Scoperta da Paolo Emilio Stasi oltre un secolo fa, Grotta Romanelli ha restituito orizzonti antropici relativi al Musteriano e all’Epigravettiano finale, questi ultimi (strati E-A) pertinenti alla facies culturale scoperta qui per la prima volta e denominata "Romanelliano".
Per la stratigrafia romanelliana possediamo più datazioni, problematiche:
-strato B: 11.930±520; strato A: 11.800±600 e 9.050±100 (laboratorio C14 di Roma);
-strato D: 10.640±100; strato C2: 9.790±80; strato A2: 9.880±100 (lboratorio C14 di Groninga).
Grotta Romanelli è stato il primo sito italiano ad aver restituito evidenze figurative paleolitiche, sia mobiliari che parietali.
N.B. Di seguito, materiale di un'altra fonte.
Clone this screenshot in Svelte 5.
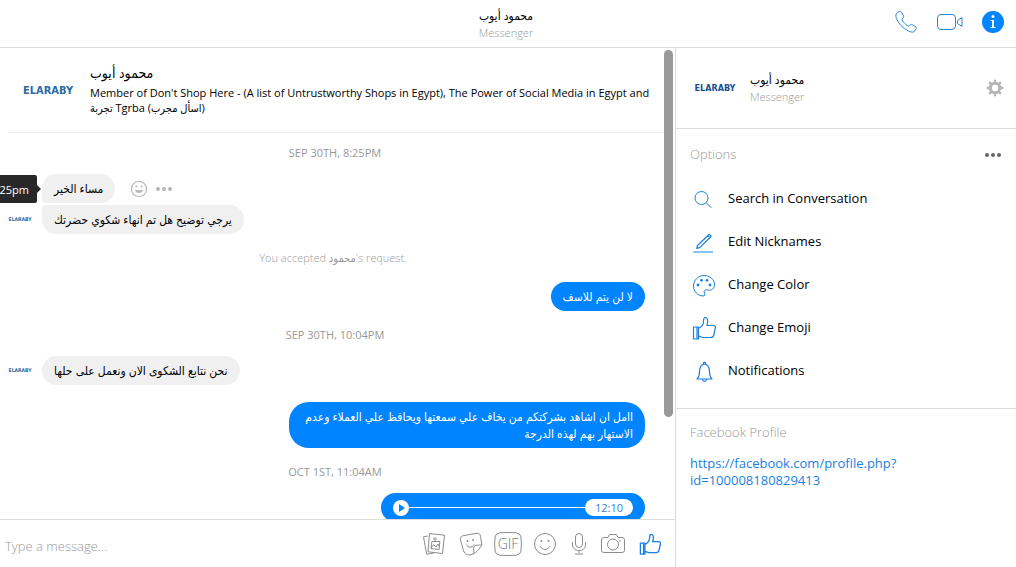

Le evidenze mobiliari sono 111 (un blocco dipinto e 110 pietre incise), provenienti dal deposito epigravettiano, in maggior parte dallo strato C livello 2. Questa produzione contribuisce alla definizione della fisionomia e della struttura iconografica della facies figurativa romanelliana nel Salento, insieme al repertorio di Grotta del Cavallo. Si presentano qui alcuni esempi significativi.
La cronologia delle incisioni parietali può essere ipotizzata, con buona approssimazione, sulla base del riferimento dei livelli stratigrafici con industrie del Paleolitico superiore finale di facies romanelliana e delle analogie iconografiche tra alcune immagini parietali e i segni geometrici mobiliari.
La produzione di Romanelli, acquisita in più tempi, viene considerata uno degli esempi maggiori della cosiddetta “provincia mediterranea” sensu Graziosi: proprio prendendo le figurazioni di Romanelli come paradigma e le loro analogie con quelle del Parpallò, in Spagna, Graziosi coniò nel 1956 la definizione di “arte mediterranea”.